On the phone last week, Currie said the “Portlyn” moniker was his shorthand for what out-of-town money has done to the city, rather than how transplanted people have changed it themselves. It’s not so much that they’re outsiders, Currie said; it’s that they’re rich, leisure-class outsiders, and their money has had an outsized influence on Portland.
They drive up home prices, he reckons, which in turn sends local packing. When those locals are forced out, so are the working-class watering holes and close-knit neighborhoods.
“Of all the things that allegedly divide us as a people these days — what’s at the base of most of it, in my view, is class,” he said. “I’m hardly a Marxist, but I do believe [Karl] Marx was on to something with that.”
Currie said he’s seen the same kind of expensive transfiguration happen before, around the pond his family used to swim in when he was a child, just outside his hometown of Waterville.
“It’s what I thought of as ‘The People’s Pond’: McGrath Pond in Oakland,” he said, “it used to be just ramshackle cabins made from scrap, and now it’s all McMansions.”
Likewise, in Waterville, where wealthy Colby College has bought and renovated large swaths of downtown, Currie said some locals have a hard time accepting it.

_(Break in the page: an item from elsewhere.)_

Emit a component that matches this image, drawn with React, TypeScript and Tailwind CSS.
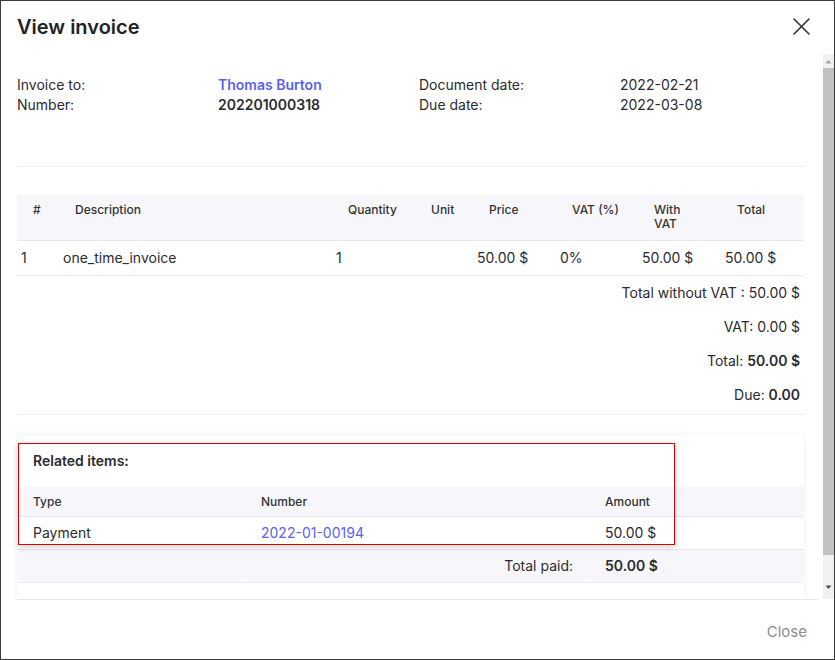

“Most of the people who I know in Waterville are deeply suspicious and even hostile toward the very idea,” he said. “There’s something about that sort of sea change, especially, I think, when it’s attached to overt questions about class, that is hard for people to navigate.”
But, that being said, Currie understands that nothing stays the same, and he tries not to have knee-jerk, borderline xenophobic reactions to rich out-of-staters calling Portland — or the rest of Maine — their new home. He knows things change. Cities shift over time. Fashionable destinations rise and fall. Sometimes change is even good.
“Do you want things to be a hardscrabble for eternity? I’m not sure that you do,” Currie said. “As usual, I’m of three or four minds about the whole thing.”
Besides, he said, what’s done is done. There’s not much use in complaining about the shifting face of Portland, or “Portlyn.” The transformational power of wealth is too powerful to fight, anyway.
“It feels, very firmly, like Portland has changed in a way that is irreversible,” Currie said. “It might change, then it might change again, as things always do, but it’s not going back to what it was, or even a semblance of what it was.”
Ron Currie Jr. is the author of five novels, including the forthcoming “The Savage, Noble Death of Babs Dionne,” due to be published by Penguin Random House in 2025. He also teaches at the University of Southern Maine’s Stonecoast creative writing program.